- [Front-end source files]:
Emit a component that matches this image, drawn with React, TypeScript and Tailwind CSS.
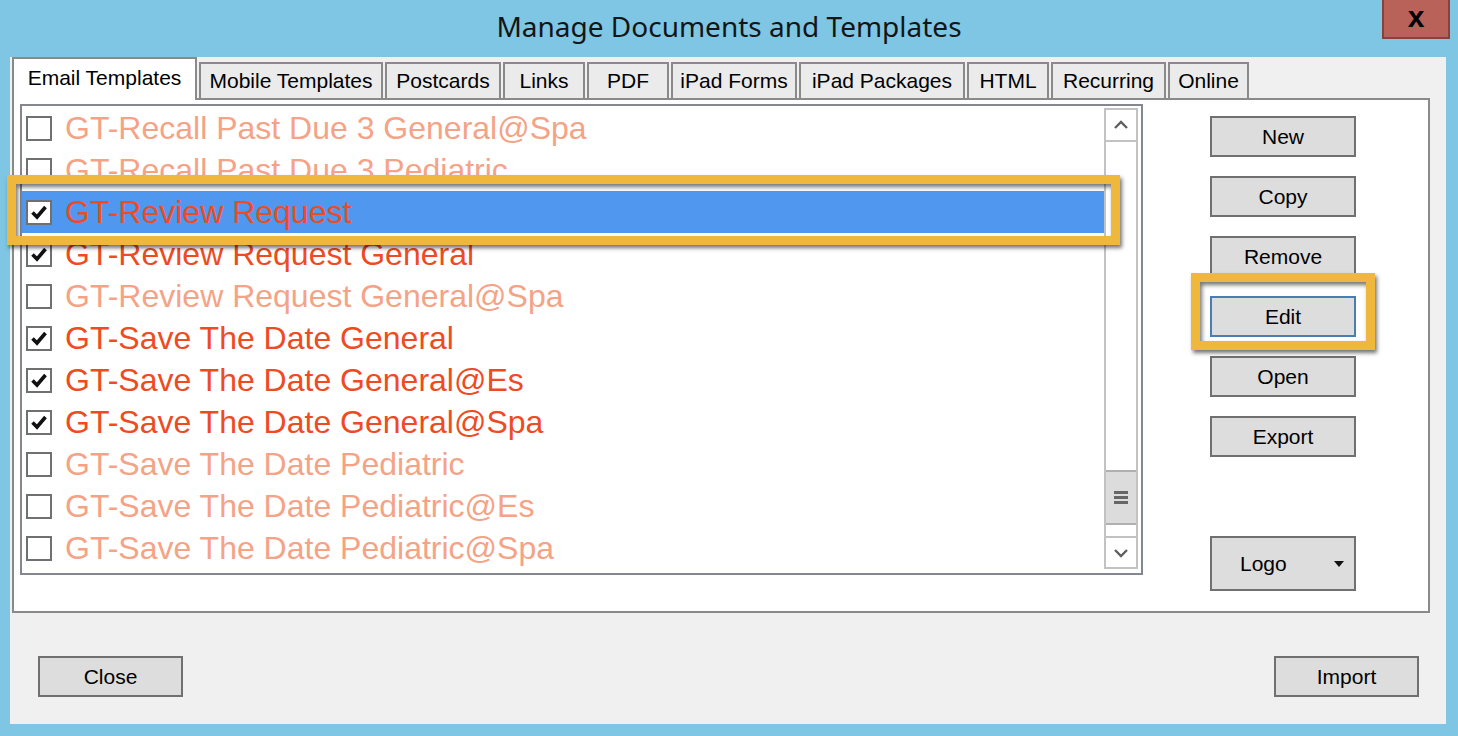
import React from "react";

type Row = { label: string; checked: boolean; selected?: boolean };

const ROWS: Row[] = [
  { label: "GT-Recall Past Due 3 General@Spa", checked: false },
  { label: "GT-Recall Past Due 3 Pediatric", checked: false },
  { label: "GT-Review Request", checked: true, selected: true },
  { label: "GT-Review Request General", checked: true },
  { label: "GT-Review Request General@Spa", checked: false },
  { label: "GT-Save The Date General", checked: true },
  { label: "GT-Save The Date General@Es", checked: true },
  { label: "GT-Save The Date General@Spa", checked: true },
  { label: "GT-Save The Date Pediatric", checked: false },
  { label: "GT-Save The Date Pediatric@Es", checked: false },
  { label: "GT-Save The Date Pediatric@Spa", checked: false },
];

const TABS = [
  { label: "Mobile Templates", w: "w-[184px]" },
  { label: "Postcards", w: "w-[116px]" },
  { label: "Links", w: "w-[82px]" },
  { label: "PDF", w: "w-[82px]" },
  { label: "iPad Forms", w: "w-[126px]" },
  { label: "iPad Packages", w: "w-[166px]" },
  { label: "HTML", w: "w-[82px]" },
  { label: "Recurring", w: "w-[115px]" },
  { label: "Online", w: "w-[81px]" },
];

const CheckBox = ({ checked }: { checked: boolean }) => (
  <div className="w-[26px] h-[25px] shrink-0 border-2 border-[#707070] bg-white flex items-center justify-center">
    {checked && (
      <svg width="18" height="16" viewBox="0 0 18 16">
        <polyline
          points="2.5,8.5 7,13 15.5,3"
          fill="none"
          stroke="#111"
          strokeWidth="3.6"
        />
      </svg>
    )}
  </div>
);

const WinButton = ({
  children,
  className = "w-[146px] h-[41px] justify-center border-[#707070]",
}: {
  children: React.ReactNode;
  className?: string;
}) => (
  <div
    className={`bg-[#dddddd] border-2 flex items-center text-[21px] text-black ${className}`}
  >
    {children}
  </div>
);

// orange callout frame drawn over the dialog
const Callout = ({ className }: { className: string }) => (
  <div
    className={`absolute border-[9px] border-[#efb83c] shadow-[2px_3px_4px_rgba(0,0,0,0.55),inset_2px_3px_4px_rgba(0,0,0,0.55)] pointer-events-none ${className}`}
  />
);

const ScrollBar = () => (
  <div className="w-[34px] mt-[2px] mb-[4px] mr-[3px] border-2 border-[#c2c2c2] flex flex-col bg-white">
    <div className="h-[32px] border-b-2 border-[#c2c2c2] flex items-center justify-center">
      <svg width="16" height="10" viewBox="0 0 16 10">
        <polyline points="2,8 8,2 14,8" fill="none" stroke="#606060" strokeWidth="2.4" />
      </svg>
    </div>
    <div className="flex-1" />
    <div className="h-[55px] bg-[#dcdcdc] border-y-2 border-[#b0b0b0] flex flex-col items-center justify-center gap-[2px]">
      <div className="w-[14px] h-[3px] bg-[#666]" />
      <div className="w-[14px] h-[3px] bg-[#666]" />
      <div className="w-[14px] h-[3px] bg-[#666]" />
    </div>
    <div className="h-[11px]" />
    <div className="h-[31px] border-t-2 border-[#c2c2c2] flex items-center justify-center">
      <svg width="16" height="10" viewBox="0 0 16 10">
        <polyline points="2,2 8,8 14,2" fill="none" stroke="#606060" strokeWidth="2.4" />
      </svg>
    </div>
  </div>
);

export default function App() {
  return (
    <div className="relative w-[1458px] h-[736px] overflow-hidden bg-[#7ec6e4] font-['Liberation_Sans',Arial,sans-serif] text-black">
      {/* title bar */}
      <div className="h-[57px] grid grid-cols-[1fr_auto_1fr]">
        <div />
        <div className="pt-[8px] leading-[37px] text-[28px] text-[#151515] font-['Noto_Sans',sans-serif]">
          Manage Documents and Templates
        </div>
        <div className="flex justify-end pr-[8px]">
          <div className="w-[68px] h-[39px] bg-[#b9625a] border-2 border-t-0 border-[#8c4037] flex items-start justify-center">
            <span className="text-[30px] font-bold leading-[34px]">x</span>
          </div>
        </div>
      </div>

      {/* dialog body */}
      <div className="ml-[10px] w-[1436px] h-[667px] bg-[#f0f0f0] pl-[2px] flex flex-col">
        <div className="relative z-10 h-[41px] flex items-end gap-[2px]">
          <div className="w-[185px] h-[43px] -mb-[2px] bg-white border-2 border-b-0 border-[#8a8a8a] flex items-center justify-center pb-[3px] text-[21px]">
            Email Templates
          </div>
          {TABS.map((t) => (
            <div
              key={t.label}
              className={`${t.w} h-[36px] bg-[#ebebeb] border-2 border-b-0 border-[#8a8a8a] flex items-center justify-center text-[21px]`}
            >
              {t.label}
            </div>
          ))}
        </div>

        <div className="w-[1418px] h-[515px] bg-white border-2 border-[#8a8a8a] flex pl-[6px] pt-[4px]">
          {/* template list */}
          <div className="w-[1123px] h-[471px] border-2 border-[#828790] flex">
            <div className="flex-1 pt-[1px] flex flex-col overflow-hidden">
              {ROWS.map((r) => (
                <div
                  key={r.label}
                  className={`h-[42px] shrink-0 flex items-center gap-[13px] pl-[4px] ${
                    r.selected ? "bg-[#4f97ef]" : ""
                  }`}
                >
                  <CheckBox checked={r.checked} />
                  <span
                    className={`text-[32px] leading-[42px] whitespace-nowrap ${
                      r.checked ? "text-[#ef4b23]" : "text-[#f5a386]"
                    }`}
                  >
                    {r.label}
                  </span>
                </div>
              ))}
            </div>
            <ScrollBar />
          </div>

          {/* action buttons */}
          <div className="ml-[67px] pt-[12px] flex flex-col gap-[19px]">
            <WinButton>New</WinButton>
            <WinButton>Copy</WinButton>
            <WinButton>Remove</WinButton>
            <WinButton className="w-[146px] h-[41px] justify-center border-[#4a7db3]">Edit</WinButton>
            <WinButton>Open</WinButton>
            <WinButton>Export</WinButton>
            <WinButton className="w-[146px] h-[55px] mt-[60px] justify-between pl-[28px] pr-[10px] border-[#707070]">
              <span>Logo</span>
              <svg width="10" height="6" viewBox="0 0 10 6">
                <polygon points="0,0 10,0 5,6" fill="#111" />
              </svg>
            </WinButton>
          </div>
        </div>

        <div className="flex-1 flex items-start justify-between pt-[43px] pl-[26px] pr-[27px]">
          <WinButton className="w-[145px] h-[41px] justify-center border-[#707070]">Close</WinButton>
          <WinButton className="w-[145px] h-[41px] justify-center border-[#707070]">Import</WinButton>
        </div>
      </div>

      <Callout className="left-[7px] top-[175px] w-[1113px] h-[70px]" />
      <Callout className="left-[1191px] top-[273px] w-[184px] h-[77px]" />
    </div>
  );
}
---
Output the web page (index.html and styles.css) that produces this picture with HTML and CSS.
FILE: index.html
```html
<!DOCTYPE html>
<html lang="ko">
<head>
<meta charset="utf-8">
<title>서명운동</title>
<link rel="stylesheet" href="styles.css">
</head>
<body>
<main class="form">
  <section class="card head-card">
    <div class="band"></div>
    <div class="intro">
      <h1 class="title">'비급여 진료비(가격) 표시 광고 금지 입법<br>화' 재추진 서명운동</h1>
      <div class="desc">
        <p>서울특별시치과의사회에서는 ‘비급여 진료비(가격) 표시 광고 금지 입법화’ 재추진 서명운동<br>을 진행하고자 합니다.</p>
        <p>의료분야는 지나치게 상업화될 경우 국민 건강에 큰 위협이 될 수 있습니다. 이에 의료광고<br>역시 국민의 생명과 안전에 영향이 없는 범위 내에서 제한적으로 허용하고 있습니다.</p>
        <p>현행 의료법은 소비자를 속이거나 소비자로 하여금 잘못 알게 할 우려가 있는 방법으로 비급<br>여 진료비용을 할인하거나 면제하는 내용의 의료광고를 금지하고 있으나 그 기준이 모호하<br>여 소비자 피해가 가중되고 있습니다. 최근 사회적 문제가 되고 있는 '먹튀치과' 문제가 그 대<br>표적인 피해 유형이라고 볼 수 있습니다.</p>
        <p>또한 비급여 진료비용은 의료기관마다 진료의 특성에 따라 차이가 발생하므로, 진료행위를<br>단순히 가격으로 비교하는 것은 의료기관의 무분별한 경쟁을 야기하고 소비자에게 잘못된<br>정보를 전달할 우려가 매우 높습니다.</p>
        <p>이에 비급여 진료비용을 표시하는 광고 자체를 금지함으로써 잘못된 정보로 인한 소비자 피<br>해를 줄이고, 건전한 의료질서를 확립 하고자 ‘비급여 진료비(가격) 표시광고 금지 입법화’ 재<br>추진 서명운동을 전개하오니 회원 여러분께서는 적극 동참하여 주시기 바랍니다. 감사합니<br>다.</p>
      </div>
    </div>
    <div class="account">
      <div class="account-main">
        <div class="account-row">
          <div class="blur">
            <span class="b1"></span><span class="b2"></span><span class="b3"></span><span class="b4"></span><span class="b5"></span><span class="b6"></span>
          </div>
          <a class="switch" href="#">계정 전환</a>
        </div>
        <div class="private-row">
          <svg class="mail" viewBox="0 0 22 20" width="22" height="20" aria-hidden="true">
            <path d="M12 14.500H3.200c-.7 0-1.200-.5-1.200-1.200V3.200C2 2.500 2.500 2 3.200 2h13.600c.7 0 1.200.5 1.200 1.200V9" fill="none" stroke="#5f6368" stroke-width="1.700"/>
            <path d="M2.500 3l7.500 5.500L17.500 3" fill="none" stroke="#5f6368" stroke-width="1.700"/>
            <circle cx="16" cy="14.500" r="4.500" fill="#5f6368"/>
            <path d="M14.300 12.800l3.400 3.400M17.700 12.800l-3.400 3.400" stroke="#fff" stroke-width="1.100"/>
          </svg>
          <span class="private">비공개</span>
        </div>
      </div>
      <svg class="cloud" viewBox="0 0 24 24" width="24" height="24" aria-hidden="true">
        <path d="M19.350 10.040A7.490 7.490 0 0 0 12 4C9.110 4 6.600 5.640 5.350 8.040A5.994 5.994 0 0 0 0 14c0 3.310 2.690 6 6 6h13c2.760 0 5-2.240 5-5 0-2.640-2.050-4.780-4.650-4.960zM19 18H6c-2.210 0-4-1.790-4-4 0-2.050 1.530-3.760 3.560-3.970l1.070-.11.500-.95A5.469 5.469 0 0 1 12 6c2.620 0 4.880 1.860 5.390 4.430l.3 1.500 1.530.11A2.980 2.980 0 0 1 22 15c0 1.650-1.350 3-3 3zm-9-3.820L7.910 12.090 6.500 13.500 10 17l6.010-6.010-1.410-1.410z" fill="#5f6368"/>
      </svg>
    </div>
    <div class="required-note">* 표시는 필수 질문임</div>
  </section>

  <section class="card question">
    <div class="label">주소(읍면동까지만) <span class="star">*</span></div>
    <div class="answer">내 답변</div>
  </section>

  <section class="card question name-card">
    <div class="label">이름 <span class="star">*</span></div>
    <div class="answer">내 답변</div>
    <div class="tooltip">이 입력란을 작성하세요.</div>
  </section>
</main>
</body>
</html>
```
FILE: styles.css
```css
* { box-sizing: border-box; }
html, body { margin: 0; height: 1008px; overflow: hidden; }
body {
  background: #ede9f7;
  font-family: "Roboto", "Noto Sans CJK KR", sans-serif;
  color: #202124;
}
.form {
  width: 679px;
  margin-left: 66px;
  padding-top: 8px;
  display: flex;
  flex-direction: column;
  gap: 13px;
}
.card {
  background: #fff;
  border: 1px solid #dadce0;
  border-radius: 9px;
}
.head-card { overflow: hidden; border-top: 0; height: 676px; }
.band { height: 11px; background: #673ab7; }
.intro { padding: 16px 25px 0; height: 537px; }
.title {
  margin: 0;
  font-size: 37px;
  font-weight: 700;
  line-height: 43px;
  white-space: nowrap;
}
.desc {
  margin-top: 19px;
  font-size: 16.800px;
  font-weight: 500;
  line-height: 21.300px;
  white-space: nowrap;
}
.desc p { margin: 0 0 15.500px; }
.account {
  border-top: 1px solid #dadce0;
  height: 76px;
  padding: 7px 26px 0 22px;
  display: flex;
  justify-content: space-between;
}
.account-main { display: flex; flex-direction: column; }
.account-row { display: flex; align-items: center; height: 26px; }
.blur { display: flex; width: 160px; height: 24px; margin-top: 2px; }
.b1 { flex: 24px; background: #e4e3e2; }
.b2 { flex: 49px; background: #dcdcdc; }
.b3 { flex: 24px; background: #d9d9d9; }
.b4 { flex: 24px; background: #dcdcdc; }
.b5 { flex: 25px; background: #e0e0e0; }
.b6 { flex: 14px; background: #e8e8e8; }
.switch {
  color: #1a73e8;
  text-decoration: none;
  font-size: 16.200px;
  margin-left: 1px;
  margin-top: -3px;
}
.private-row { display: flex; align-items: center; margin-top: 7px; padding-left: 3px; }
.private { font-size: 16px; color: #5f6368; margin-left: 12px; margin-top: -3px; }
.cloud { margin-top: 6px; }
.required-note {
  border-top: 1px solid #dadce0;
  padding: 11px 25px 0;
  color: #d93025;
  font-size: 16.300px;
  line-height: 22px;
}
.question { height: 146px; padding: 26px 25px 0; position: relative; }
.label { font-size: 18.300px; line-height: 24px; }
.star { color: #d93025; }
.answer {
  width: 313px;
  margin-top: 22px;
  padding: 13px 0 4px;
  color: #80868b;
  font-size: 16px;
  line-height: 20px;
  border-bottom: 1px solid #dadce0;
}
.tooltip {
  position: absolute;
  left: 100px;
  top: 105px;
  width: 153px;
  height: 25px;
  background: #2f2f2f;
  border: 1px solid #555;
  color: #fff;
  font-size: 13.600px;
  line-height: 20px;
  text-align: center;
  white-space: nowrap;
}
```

- [WHAT TO PRODUCE]:
In the entries above, find the line that contains "Emit a component" and the line that contains "string; checked: boolean;". Reproduce exactly those two lines and every line between them, but not the pictures.

- [COMPLETED EXERCISE]:
Emit a component that matches this image, drawn with React, TypeScript and Tailwind CSS.
import React from "react";

type Row = { label: string; checked: boolean; selected?: boolean };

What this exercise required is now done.